Pauldurai concluded by urging caregivers to know when they need help and to find the support they need to maintain a healthy work-life balance.
“When we join together, we make a difference,” said Melanie Bunn, a trainer for Teepa Snow’s Positive Approach to Care.
Snow is a dementia expert who developed a set of techniques based on understanding the parts of the brain that are no longer working in dementia patients and engaging the parts that are still active so patients and care partners can experience less stress and resistance and grow their relationships.
“The prefrontal cortex,” said Bunn, “is the last part of the brain to start working and the first to cause issues due to breakdown.”
The prefrontal cortex controls impulses, logic, and the ability to make choices.
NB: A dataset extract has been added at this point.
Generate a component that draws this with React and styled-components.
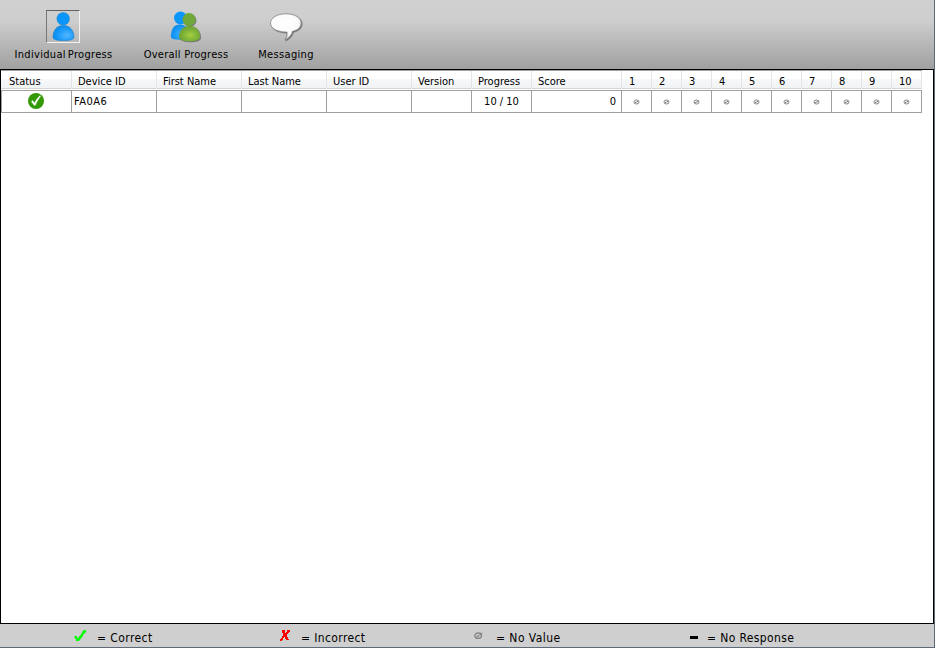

It also controls the ability to start, stay on a task, finish it, and move on. Another control is accurate self-awareness, or the ability to look at a situation and say either “I’ve got this” or “I need help,” along with perspective and the ability to accept when you need help.
With dementia patients, said Bunn, caretakers must recognize there must be a better way and be the impetus of change to best serve the patient. She also said caretakers must “build a bridge rather than a wall” as they build a caring team to work with the patient.
Snow’s method uses a GEMS® approach to different stages of brain change, based on the principle that until we see the beauty and value of a person at these different stages, they cannot be supported as they should.
Each stage is assigned a specific gem. In the sapphire stage, the person is generally fine but slowing down. In the diamond stage, they become harder, more rigid, and less flexible. In the emerald stage, they look to the past and want things to be the way they used to be.
Amber means caution, and when a patient reaches the amber stage, caretakers need to be cautious about sensations and under or over stimulation. Bunn recommends working to change the environment and giving the patient new things to explore.
In the ruby stage, the patient often loses motor skills, speech functions and comprehension, and visual awareness. In the final stage, pearl, patients become more hidden in their shells but still have many beautiful layers.
Bunn urged caretakers to take responsibility for change to help dementia patients at all stages “find their hidden sapphire.”
When Dr. Nicole Rochester’s late father was diagnosed with Alzheimer’s disease, she said it was “like a swift summer storm” that came out of nowhere.
Rochester, founder and CEO of Your GPS Doc, LLC, who was working as a pediatrician at the time, was “completely overwhelmed” and unsure how to integrate caregiving into her life.
Like many caregivers, she initially felt she could do everything herself and needed to learn how to ask for help. Once she communicated her need for help and accepted it, she felt transformed.
“In reality,” said Rochester, “the caregiving journey is like a maze – there is no roadmap.”
Nevertheless, she found many little glimmers of hope throughout the journey. “When the storm clouds start to shift, sometimes you can see a rainbow,” she said.
“Everyone sees a different rainbow,” said Rochester, but to see one, “the sun must be behind you.”
Rochester sees rainbows as connections that can restore many good aspects of a relationship, like laughing together over a memory or funny event. This helps caregivers to cherish the special moments when they connect with the dementia patient.
Rainbows help build resiliency. “Nothing can build strength like a caregiving journey,” said Rochester.
Rochester’s rainbows also helped illuminate her path to the future, as she ended up leaving her pediatric career to start her own company as an advocate for caregivers.
The benefits of finding rainbows, said Rochester, are compassion, strength, organization, and resilience.
“Use your rainbow as a compass for your future to help you find rays of light in your journey,” she said.
Conference attendees had the opportunity to attend break-out sessions on a variety of helpful topics, including financial and legal issues, improving hands-on skills, nutrition, end-of-life care, and virtual reality as a way to explore care. Numerous vendors provided information and resources.